2. Did this need to be a D&D set? Honestly, it seems like besides very specific places/characters of D&D a majority of what see here in this set could have showed up in Magic normally. Even D&D owned monsters could have showed up, since WotC owns them, like Beholders as an example. I feel like if you throw out the legendaries and the +2 Mace this could have easily been just a normal Magic set.
As their first real attempt with crossovers and with UB on the horizon I look at this set and how well WotC adapted D&D to the game and overall it's....not promising for the future. I can't speak of many of the legendaries (as I only know Drizzt, Lolth, Tiamit, and The Deck), but the overall adaptation of D&D here is not very good. The Tarrasque and other simple D&D spells are not done well (Shocking Grasp and Ray of Enfeeblement as the worst examples) or miss the mark (The Deck of Many Things) which is strange as they literally have 5+ editions to correctly translate them into Magic.
When it comes to LotR and Warhammer coming up I have no expectations as I am only familiar with LotR and not to crazy degree, only movies, but even so I look at this set here and with it feeling a bit underwhelming I can only wonder how well they can do it with franchises that will be much harder to adapt to Magic.
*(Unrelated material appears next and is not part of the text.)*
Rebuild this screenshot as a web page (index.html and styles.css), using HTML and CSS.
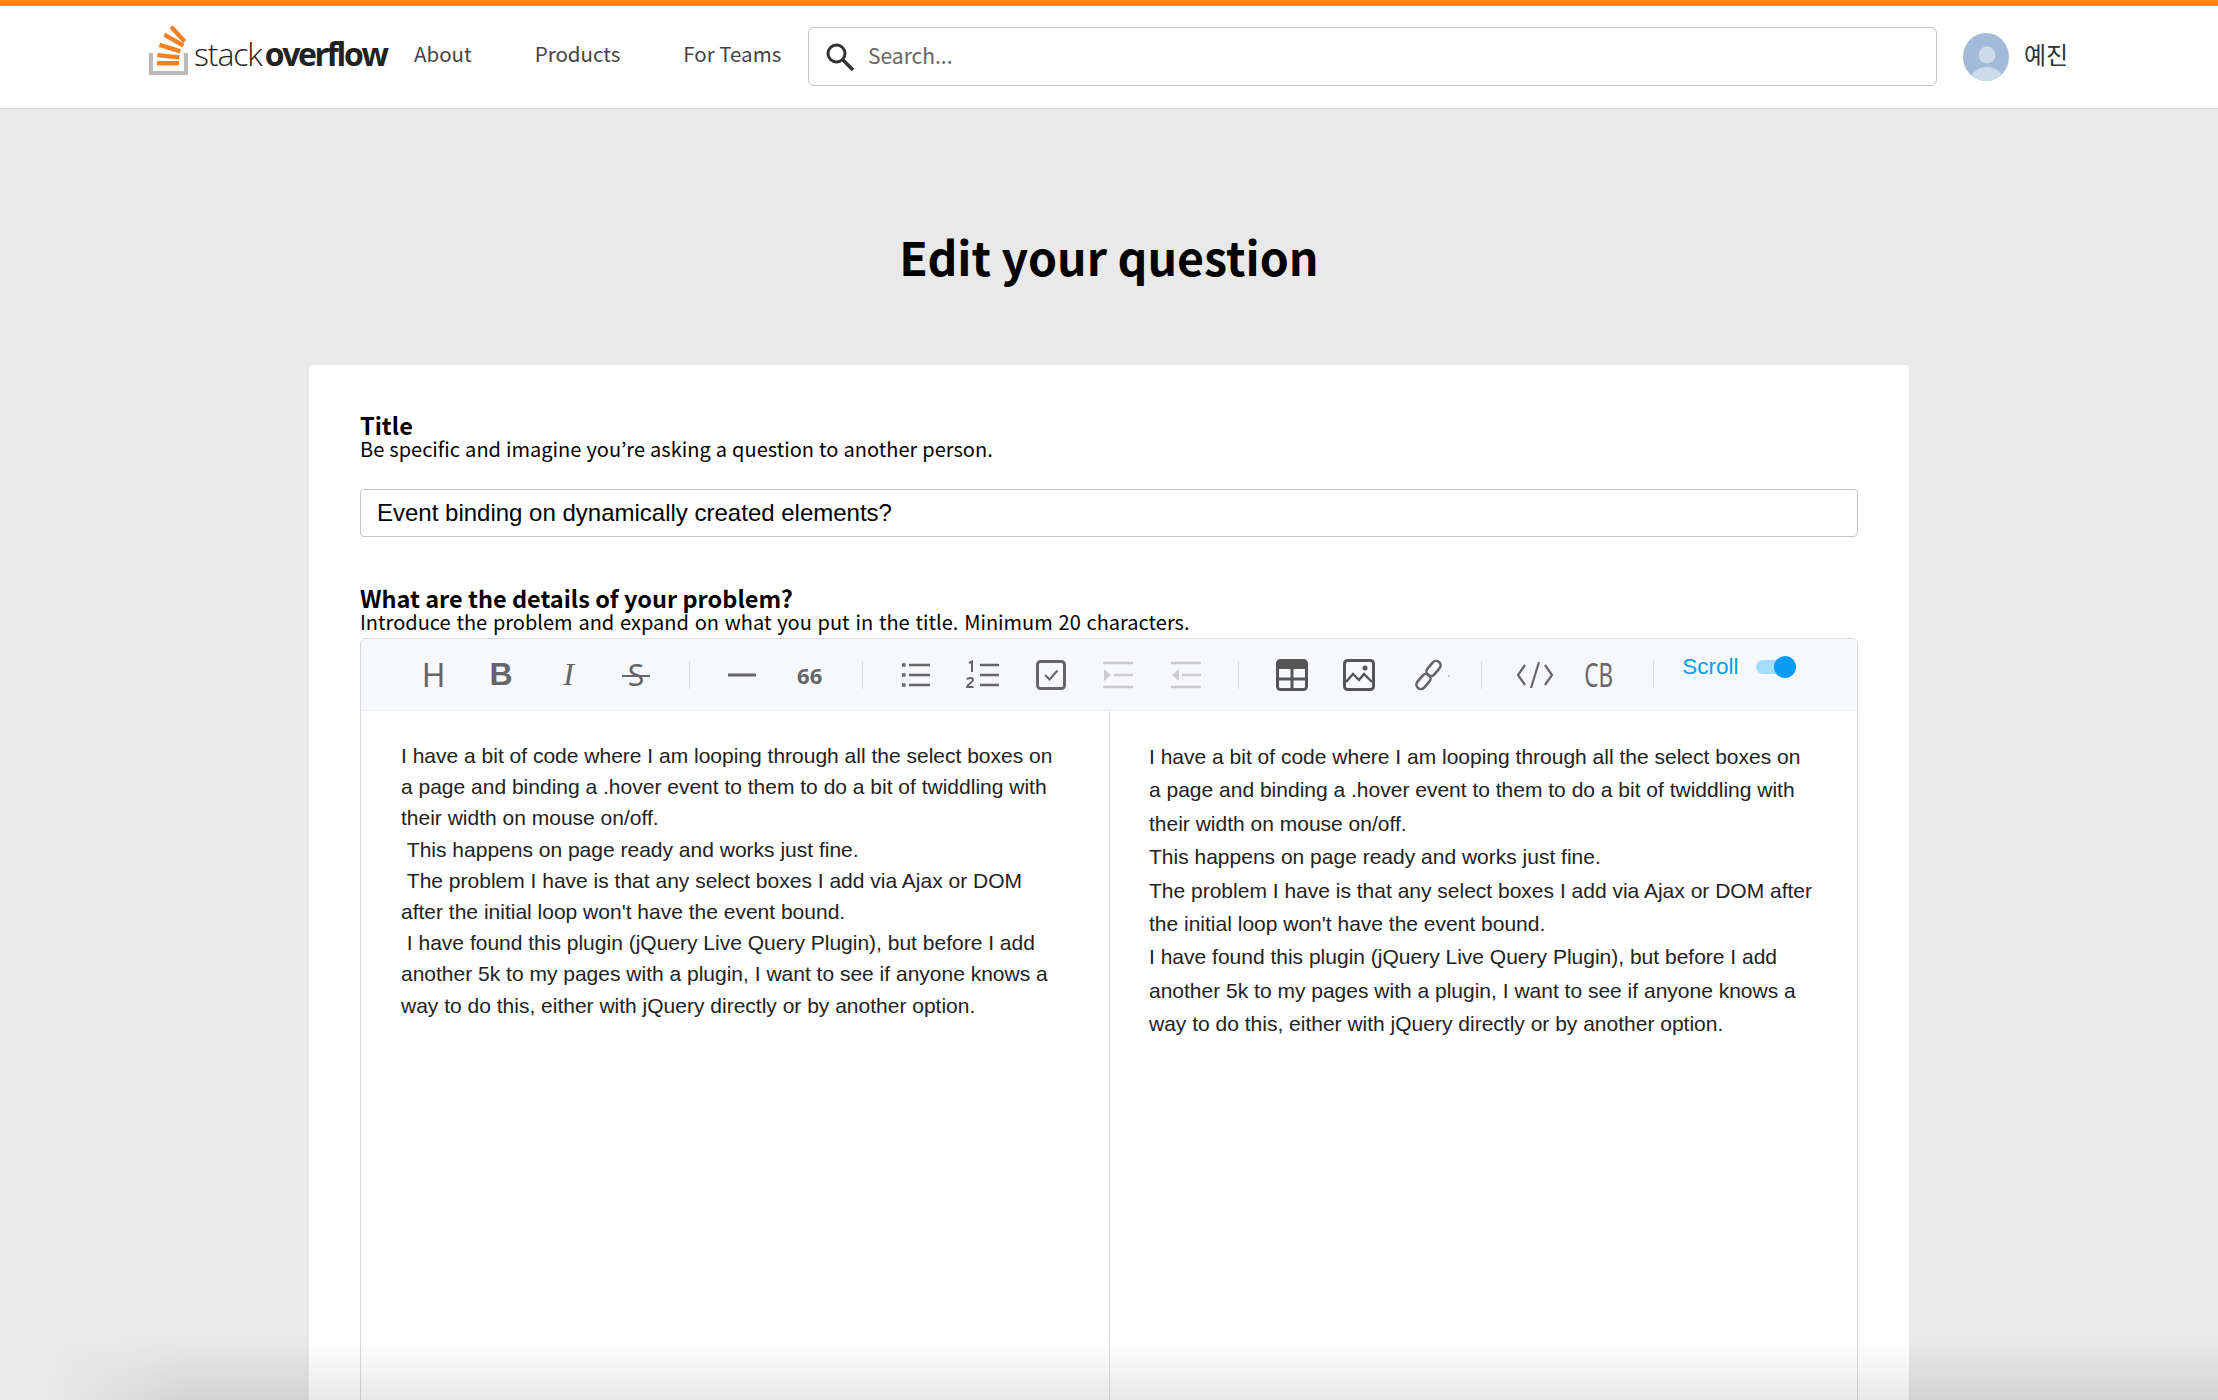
FILE: index.html
```html
<!DOCTYPE HTML>
<html>
  <head>
    <meta http-equiv="Content-type" content="text/html;charset=UTF-8">
    <title>Edit your question</title>
    <link rel="stylesheet" href="styles.css">
  </head>
  <body>
    <header class="topbar">
      <a class="logo">
        <svg class="logo-mark" width="42" height="50" viewBox="0 0 42 50">
          <path d="M3 28v20h35V28" fill="none" stroke="#bcbbbb" stroke-width="4"/>
          <g fill="#f48024">
            <rect x="9" y="36" width="22" height="4.4"/>
            <rect x="9.400" y="29" width="22" height="4.4" transform="rotate(6 20 31)"/>
            <rect x="11" y="21" width="22" height="4.400" transform="rotate(17 22 23)"/>
            <rect x="15" y="13" width="22" height="4.400" transform="rotate(30 26 15)"/>
            <rect x="20" y="7" width="20" height="4.400" transform="rotate(47 30 9)"/>
          </g>
        </svg>
        <span class="logo-text">stack<b>overflow</b></span>
      </a>
      <nav class="nav">
        <a>About</a>
        <a>Products</a>
        <a>For Teams</a>
      </nav>
      <div class="search">
        <svg width="32" height="32" viewBox="0 0 32 32">
          <circle cx="12.500" cy="12.500" r="8.500" fill="none" stroke="#333" stroke-width="3"/>
          <path d="M19 19l10 10" stroke="#333" stroke-width="3.600"/>
        </svg>
        <span>Search...</span>
      </div>
      <div class="user">
        <svg class="avatar" width="46" height="48" viewBox="0 0 46 48">
          <defs><clipPath id="avatarclip"><ellipse cx="23" cy="24" rx="23" ry="24"/></clipPath></defs>
          <ellipse cx="23" cy="24" rx="23" ry="24" fill="#a3bbd9"/>
          <circle cx="24" cy="22" r="8.500" fill="#cddaea"/>
          <ellipse cx="24" cy="47" rx="16" ry="13" fill="#cddaea" clip-path="url(#avatarclip)"/>
        </svg>
        <span>예진</span>
      </div>
    </header>

    <main class="page">
      <h1>Edit your question</h1>
      <section class="card">
        <label class="field-label">Title</label>
        <p class="field-help">Be specific and imagine you’re asking a question to another person.</p>
        <div class="title-input">Event binding on dynamically created elements?</div>

        <label class="field-label second">What are the details of your problem?</label>
        <p class="field-help wide">Introduce the problem and expand on what you put in the title. Minimum 20 characters.</p>

        <div class="editor">
          <div class="toolbar">
            <span class="tool t-h">H</span>
            <span class="tool t-b">B</span>
            <span class="tool t-i">I</span>
            <span class="tool t-s">S</span>
            <i class="sep"></i>
            <span class="tool"><svg width="32" height="32" viewBox="0 0 32 32"><path d="M2 16h28" stroke="#666" stroke-width="3"/></svg></span>
            <span class="tool t-q">66</span>
            <i class="sep"></i>
            <span class="tool"><svg width="32" height="32" viewBox="0 0 32 32"><path d="M9 6h21M9 16h21M9 26h21" stroke="#666" stroke-width="2.400"/><path d="M2 6h3.500M2 16h3.500M2 26h3.500" stroke="#666" stroke-width="3.500"/></svg></span>
            <span class="tool"><svg width="34" height="32" viewBox="0 0 34 32"><path d="M14 6h19M14 16h19M14 26h19" stroke="#666" stroke-width="2.400"/><path d="M3 4l3-1.500V13M1 20.500c1-2 6-2 6 .5 0 2-5 4-6 7h6.500" fill="none" stroke="#666" stroke-width="2"/></svg></span>
            <span class="tool"><svg width="32" height="32" viewBox="0 0 32 32"><rect x="2.500" y="2.500" width="27" height="27" rx="3" fill="#f7f8fc" stroke="#666" stroke-width="3"/><path d="M10 16l4.500 4.500 8-9" fill="none" stroke="#666" stroke-width="2"/></svg></span>
            <span class="tool"><svg width="32" height="32" viewBox="0 0 32 32"><path d="M1 4h30M12 16h19M1 28h30" stroke="#ccc" stroke-width="2.600"/><path d="M2 10l7 6-7 6z" fill="#ccc"/></svg></span>
            <span class="tool"><svg width="32" height="32" viewBox="0 0 32 32"><path d="M1 4h30M12 16h19M1 28h30" stroke="#ccc" stroke-width="2.600"/><path d="M9 10l-7 6 7 6z" fill="#ccc"/></svg></span>
            <i class="sep"></i>
            <span class="tool"><svg width="32" height="32" viewBox="0 0 32 32"><rect x="1.500" y="1.500" width="29" height="29" rx="3" fill="none" stroke="#555" stroke-width="3"/><path d="M2 3h28v7H2z" fill="#555"/><path d="M16 10v20M2 20h28" stroke="#555" stroke-width="3"/></svg></span>
            <span class="tool"><svg width="32" height="32" viewBox="0 0 32 32"><rect x="1.500" y="1.500" width="29" height="29" rx="3" fill="none" stroke="#555" stroke-width="3"/><path d="M3 23l7-8 6 6 5-6 8 8" fill="none" stroke="#555" stroke-width="2.400"/><circle cx="22" cy="9" r="2.500" fill="#555"/></svg></span>
            <span class="tool t-link"><svg width="40" height="32" viewBox="0 0 40 32"><g fill="none" stroke="#666" stroke-width="2.600"><rect x="16" y="1" width="9" height="17" rx="4.500" transform="rotate(40 20.500 9.500)"/><rect x="6" y="14" width="9" height="17" rx="4.500" transform="rotate(40 10.500 22.500)"/></g><circle cx="36" cy="17" r="1" fill="#bbb"/></svg></span>
            <i class="sep"></i>
            <span class="tool"><svg width="38" height="28" viewBox="0 0 38 28"><path d="M9 4L2 14l7 10M29 4l7 10-7 10M23 1l-8 26" fill="none" stroke="#666" stroke-width="2.200"/></svg></span>
            <span class="tool t-cb">CB</span>
            <i class="sep"></i>
            <span class="scroll-label">Scroll</span>
            <span class="toggle"><i></i></span>
          </div>
          <div class="panes">
            <div class="pane input-pane">
              <p>I have a bit of code where I am looping through all the select boxes on a page and binding a .hover event to them to do a bit of twiddling with their width on mouse on/off.</p>
              <p>&nbsp;This happens on page ready and works just fine.</p>
              <p>&nbsp;The problem I have is that any select boxes I add via Ajax or DOM after the initial loop won't have the event bound.</p>
              <p>&nbsp;I have found this plugin (jQuery Live Query Plugin), but before I add another 5k to my pages with a plugin, I want to see if anyone knows a way to do this, either with jQuery directly or by another option.</p>
            </div>
            <div class="pane preview-pane">
              <p>I have a bit of code where I am looping through all the select boxes on a page and binding a .hover event to them to do a bit of twiddling with their width on mouse on/off.</p>
              <p>This happens on page ready and works just fine.</p>
              <p>The problem I have is that any select boxes I add via Ajax or DOM after the initial loop won't have the event bound.</p>
              <p>I have found this plugin (jQuery Live Query Plugin), but before I add another 5k to my pages with a plugin, I want to see if anyone knows a way to do this, either with jQuery directly or by another option.</p>
            </div>
          </div>
        </div>
      </section>
    </main>
    <div class="bottom-shade"></div>
  </body>
</html>
```

FILE: styles.css
```css
html, body {
  margin: 0;
  height: 1400px;
  overflow: hidden;
  background: #e9e9e9;
  font-family: "Noto Sans CJK KR", "Noto Sans", sans-serif;
  color: #000;
}
.topbar {
  display: flex;
  align-items: center;
  height: 102px;
  border-top: 6px solid #ff8c00;
  border-bottom: 1px solid #d6d6d6;
  background: #fff;
  padding-left: 148px;
  box-sizing: content-box;
}
.logo {
  display: flex;
  align-items: flex-end;
  width: 266px;
  flex: none;
  margin-top: -14px;
}
.logo-mark {
  flex: none;
}
.logo-text {
  font-family: "Open Sans", sans-serif;
  font-weight: 300;
  font-size: 32px;
  line-height: 40px;
  letter-spacing: -1.1px;
  color: #222;
  margin: 0 0 1px 4px;
}
.logo-text b {
  font-weight: 700;
  margin-left: 3px;
  letter-spacing: -2.400px;
}
.nav {
  display: flex;
  gap: 63px;
  width: 394px;
  flex: none;
  margin-top: -8px;
  font-size: 20.5px;
  color: #444;
}
.search {
  display: flex;
  align-items: center;
  gap: 12px;
  box-sizing: border-box;
  width: 1129px;
  height: 59px;
  margin-top: -1px;
  padding-left: 15px;
  border: 1px solid #c4c4c4;
  border-radius: 6px;
  font-size: 21px;
  color: #666;
}
.search span {
  margin-top: -3px;
}
.user {
  display: flex;
  align-items: center;
  gap: 15px;
  margin-left: 26px;
  font-size: 24px;
  color: #333;
}
.user span {
  margin-top: -7px;
}
.page h1 {
  margin: 0;
  padding-top: 112px;
  text-align: center;
  font-size: 46.5px;
  line-height: 70px;
  font-weight: 700;
}
.card {
  box-sizing: border-box;
  width: 1600px;
  height: 1100px;
  margin: 74px 0 0 309px;
  padding: 46px 51px 0;
  background: #fff;
  border-radius: 4px;
}
.field-label {
  display: block;
  font-size: 23.500px;
  line-height: 28px;
  font-weight: 700;
}
.field-label.second {
  margin-top: 47px;
}
.field-help {
  margin: 0;
  font-size: 20px;
  line-height: 20px;
  word-spacing: .6px;
}
.field-help.wide {
  word-spacing: 1.3px;
}
.title-input {
  box-sizing: border-box;
  height: 48px;
  margin-top: 30px;
  padding-left: 16px;
  border: 1px solid #c4c4c4;
  border-radius: 4px;
  font-family: "Liberation Sans", sans-serif;
  font-size: 24px;
  line-height: 46px;
}
.editor {
  box-sizing: border-box;
  height: 800px;
  margin-top: 6px;
  border: 1px solid #d9d9d9;
  border-radius: 6px 6px 0 0;
}
.toolbar {
  display: flex;
  align-items: center;
  height: 71px;
  padding-left: 39px;
  background: #f7f8fc;
  border-bottom: 1px solid #eceef2;
  border-radius: 6px 6px 0 0;
}
.tool {
  display: flex;
  align-items: center;
  justify-content: center;
  width: 67.4px;
  height: 40px;
  flex: none;
  color: #666;
  font-family: "Liberation Sans", sans-serif;
  font-size: 32px;
}
.t-h {
  font-family: "Noto Sans", sans-serif;
  font-weight: 400;
}
.t-b {
  font-weight: 700;
}
.t-i {
  font-family: "Liberation Serif", serif;
  font-style: italic;
}
.t-s {
  position: relative;
  font-family: "Noto Sans", sans-serif;
  font-weight: 400;
  font-size: 30px;
}
.t-s::after {
  content: "";
  position: absolute;
  left: 20px;
  right: 20px;
  top: 20px;
  height: 2px;
  background: #666;
}
.t-q {
  font-family: "Noto Sans", sans-serif;
  font-size: 22px;
  font-weight: 700;
}
.t-link {
  padding-left: 6px;
  margin-right: -4px;
}
.t-cb {
  font-family: "Noto Sans", sans-serif;
  font-weight: 400;
  font-size: 32px;
  transform: scaleX(.7);
  margin: 0 2px 0 -4px;
}
.sep {
  width: 1px;
  height: 28px;
  margin: 0 19px;
  background: #ddd;
  flex: none;
}
.scroll-label {
  margin: -15px 0 0 9px;
  font-family: "Liberation Sans", sans-serif;
  font-size: 22.500px;
  color: #00a0e9;
}
.toggle {
  position: relative;
  width: 40px;
  height: 14px;
  margin: -15px 0 0 17px;
  background: #a6dcfb;
  border-radius: 7px;
}
.toggle i {
  position: absolute;
  top: -4px;
  right: 0;
  width: 22px;
  height: 22px;
  background: #0a9cf5;
  border-radius: 50%;
}
.panes {
  display: flex;
  height: 728px;
}
.pane {
  box-sizing: border-box;
  font-family: "Liberation Sans", sans-serif;
  color: #222;
}
.pane p {
  margin: 0;
}
.input-pane {
  width: 749px;
  padding: 29px 40px 0;
  border-right: 1px solid #ddd;
  font-size: 21px;
  line-height: 31.2px;
}
.preview-pane {
  flex: 1;
  padding: 29px 44px 0 39px;
  font-size: 21px;
  line-height: 33.4px;
}
.bottom-shade {
  position: fixed;
  left: 0;
  right: 0;
  bottom: 0;
  height: 60px;
  background: linear-gradient(to bottom, rgba(0,0,0,0), rgba(0,0,0,.09));
  -webkit-mask-image: linear-gradient(to right, transparent 50px, #000 190px);
  mask-image: linear-gradient(to right, transparent 50px, #000 190px);
}
```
When you see that D&D should have been fairly easy to do and seeing easy T-Ball pitches being made and still missing it only cements the idea, at least in my mind, that UB might only do well financially thanks to collectors rather than for game play.
In the end this set is just kind of okay, it has some neat things, but did nothing to assure me that these UB/crossovers are a good thing for Magic as a whole. I like D&D, and out of all the UB stuff I like this the most, but I still feel this should have stayed the far away from Magic.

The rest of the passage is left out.